401k Beneficiary Rules to Know
It isn't hard to set up a 401k with your employer, but you can use a few tactics to maximize your investment and ensure that your beneficiaries receive the proceeds when you're not around.
Here, Ethos will guide you through common 401k beneficiary rules to help you be sure you're not making a mistake with your 401k beneficiary.
Designating your beneficiary
When you begin a new job, you'll likely be asked if you want to open a 401k plan when you're onboarded. There's no good reason not to, since 401k rules are in place to benefit you and your survivors, and you'll appreciate these savings when you retire.
As part of the sign-up process, you'll need to designate a primary beneficiary or beneficiaries and contingent beneficiaries who would receive the assets if the primary beneficiary has already passed away.
401k beneficiary rules for the surviving spouse
In most cases, your primary beneficiary will be your spouse, if you're married. A federal law called the Employee Retirement Income Security Act, or ERISA, states a spousal waiver must be signed if the spouse is designated for less than 50% of the 401k's assets.
Often, the simplest way to handle the 401k beneficiary designation rules is to make your spouse your primary beneficiary while naming your children as contingent beneficiaries.
401k beneficiary rules for surviving children
What if you want to name your children as primary beneficiaries? Are there 401k rules for that situation? The answer depends on the age of the children.
Let's say you're a widower, for example, with two children age 10 and 12. Since they're under age 18, you can't name them as primary beneficiaries. Instead, you'd appoint a guardian for the children to manage their finances.
Often, this is done by setting up a trust, into which the assets in the 401k would go if you were to pass away. Your children would inherit these assets either at age 18 or an age that you stipulate in the trust documentation.
Non-spousal beneficiary 401k rules
If you're named a beneficiary of a 401k plan, and you're neither a spouse nor a child, you'll need to adhere to a few 401k beneficiary rules. If the person you inherited from was over age 72, they were already starting to take the required minimum distribution (RMD) that the law requires you to take when you hit that age milestone.
As the beneficiary, you'll need to continue taking at least the RMD, leaving the remainder in the plan, or rolling it into an inherited IRA account.
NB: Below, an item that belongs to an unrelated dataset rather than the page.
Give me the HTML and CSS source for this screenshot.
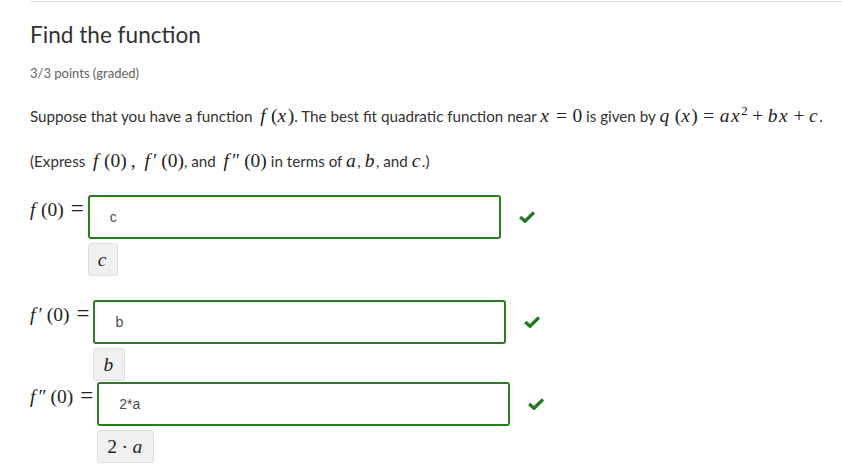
FILE: index.html
```html
<!DOCTYPE html>
<html>
<head>
<meta charset="utf-8">
<link rel="stylesheet" href="styles.css">
</head>
<body>
<div class="page">
  <div class="rule"></div>
  <h2 class="title">Find the function</h2>
  <div class="meta">3/3 points (graded)</div>
  <p class="q">Suppose that you have a function&nbsp; <span class="m"><i>f</i><span class="ap"></span>(<i>x</i>)</span>. The best fit quadratic function near <span class="m"><i>x</i><span class="rel">=</span>0</span> is given by <span class="m"><i>q</i><span class="ap"></span>(<i>x</i>)<span class="rel">=</span><i>a</i><i>x</i><sup class="sup">2</sup><span class="bin">+</span><i>b</i><i>x</i><span class="bin">+</span><i>c</i></span>.</p>
  <p class="q">(Express&nbsp; <span class="m"><i>f</i><span class="ap"></span>(0)<span class="ap"></span>,<span class="ap"></span> <i>f</i><span class="pr">′</span><span class="ap"></span>(0)</span>, and&nbsp; <span class="m"><i>f</i><span class="pr">″</span><span class="ap"></span>(0)</span> in terms of <span class="m"><i>a</i></span>, <span class="m"><i>b</i></span>, and <span class="m"><i>c</i></span>.)</p>

  <div class="answers">
    <div class="answer a1">
      <span class="label"><i>f</i><span class="ap"></span>(0)<span class="eq">=</span></span>
      <div class="field">
        <div class="inrow">
          <div class="input">c</div>
          <svg class="check" viewBox="0 0 16 12"><path d="M1.2 6 L6 10.2 L15 1.4" fill="none" stroke="#1f7a1f" stroke-width="3.4"/></svg>
        </div>
        <div class="preview"><i>c</i></div>
      </div>
    </div>
    <div class="answer a2">
      <span class="label"><i>f</i><span class="pr">′</span><span class="ap"></span>(0)<span class="eq">=</span></span>
      <div class="field">
        <div class="inrow">
          <div class="input">b</div>
          <svg class="check" viewBox="0 0 16 12"><path d="M1.2 6 L6 10.2 L15 1.4" fill="none" stroke="#1f7a1f" stroke-width="3.4"/></svg>
        </div>
        <div class="preview"><i>b</i></div>
      </div>
    </div>
    <div class="answer a3">
      <span class="label"><i>f</i><span class="pr">″</span><span class="ap"></span>(0)<span class="eq">=</span></span>
      <div class="field">
        <div class="inrow">
          <div class="input">2*a</div>
          <svg class="check" viewBox="0 0 16 12"><path d="M1.2 6 L6 10.2 L15 1.4" fill="none" stroke="#1f7a1f" stroke-width="3.4"/></svg>
        </div>
        <div class="preview">2<span class="bin">·</span><i>a</i></div>
      </div>
    </div>
  </div>
</div>
</body>
</html>
```
FILE: styles.css
```css
* { box-sizing: border-box; }
html, body { margin: 0; background: #fff; }
body { font-family: Lato, "Open Sans", sans-serif; color: #313131; }
.page { padding: 1px 0 0 30px; }
.rule { height: 1px; background: #dcdcdc; }
.title { font-size: 22.6px; font-weight: 400; line-height: 30px; margin: 18px 0 0; color: #313131; }
.meta { font-size: 13px; line-height: 20px; margin-top: 13px; color: #646464; }
.q { font-size: 15.2px; line-height: 24px; margin: 21px 0 0; }
.m { font-family: "Liberation Serif", serif; font-size: 19.5px; line-height: 20px; white-space: nowrap; color: #222; }
.m i, .label i, .preview i { font-style: italic; padding-right: 1.5px; }
.pr { margin-left: 1.5px; }
.ap { display: inline-block; width: 4px; }
.rel { margin: 0 5.5px; }
.bin { margin: 0 4.5px; }
.sup { font-size: 13px; line-height: 0; vertical-align: 0.55em; }
.answers { margin-top: 22px; }
.answer { display: flex; align-items: flex-start; }
.label { font-family: "Liberation Serif", serif; font-size: 19.5px; line-height: 28px; padding-right: 4px; color: #222; }
.eq { display: inline-block; margin-left: 7px; font-size: 23px; line-height: 28px; }
.field { display: flex; flex-direction: column; align-items: flex-start; }
.inrow { display: flex; align-items: center; gap: 18px; }
.input { width: 413px; height: 44px; border: 2px solid #2a7d1f; border-radius: 3px; padding-left: 20px; display: flex; align-items: center; font-family: "Liberation Sans", Arial, sans-serif; font-size: 14px; color: #4b4b4b; }
.check { width: 16px; height: 12px; }
.preview { margin-top: 4px; height: 33px; padding: 0 9px; background: #f0f0f0; border: 1px solid #dedede; border-radius: 3px; display: flex; align-items: center; font-family: "Liberation Serif", serif; font-size: 19.5px; color: #222; }
.a2 { margin-top: 24px; }
.a3 { margin-top: 1px; }
```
If the person who named you in their 401k plan was under the age of 72, there are two options. The plan's stipulations may require that you remove all the money in the plan within five years of the person's death. You can do that all at once or in distributions for five years. You'll pay income tax on the money, but there's no penalty.
Your second choice, which again depends on how the plan was laid out, is to take the money in annual distributions over your life expectancy, as is indicated in the IRS's RMD life expectancy tables. You can do this either from within the plan or via an inherited IRA that you set up with the plan's contents.
401k beneficiary rules for divorce
The commonality of divorce is one good reason to review your 401k beneficiary designations annually. Consider this scenario: you have a 401k plan with your long-time employer — so long that you've pretty much forgotten about it. You get divorced and remarry soon afterward. If you were to pass away, your first spouse would inherit the 401k rather than your current spouse — unless you had the foresight to visit your employer's HR department and change your beneficiary after you remarried.
It's not uncommon for individuals to forget about their plans, leaving behind money when they move on. Your new spouse won't be able to earn a judgment in their favor just by virtue of having a marriage certificate. Naming your new spouse on your will isn't enough legally to overturn the named beneficiaries in the plan.
The information and content provided herein is for informational purposes only, and it is not to be considered legal, tax, investment, or financial advice, recommendation, or endorsement. You should consult with an attorney or other professional to determine what may be best for your individual needs.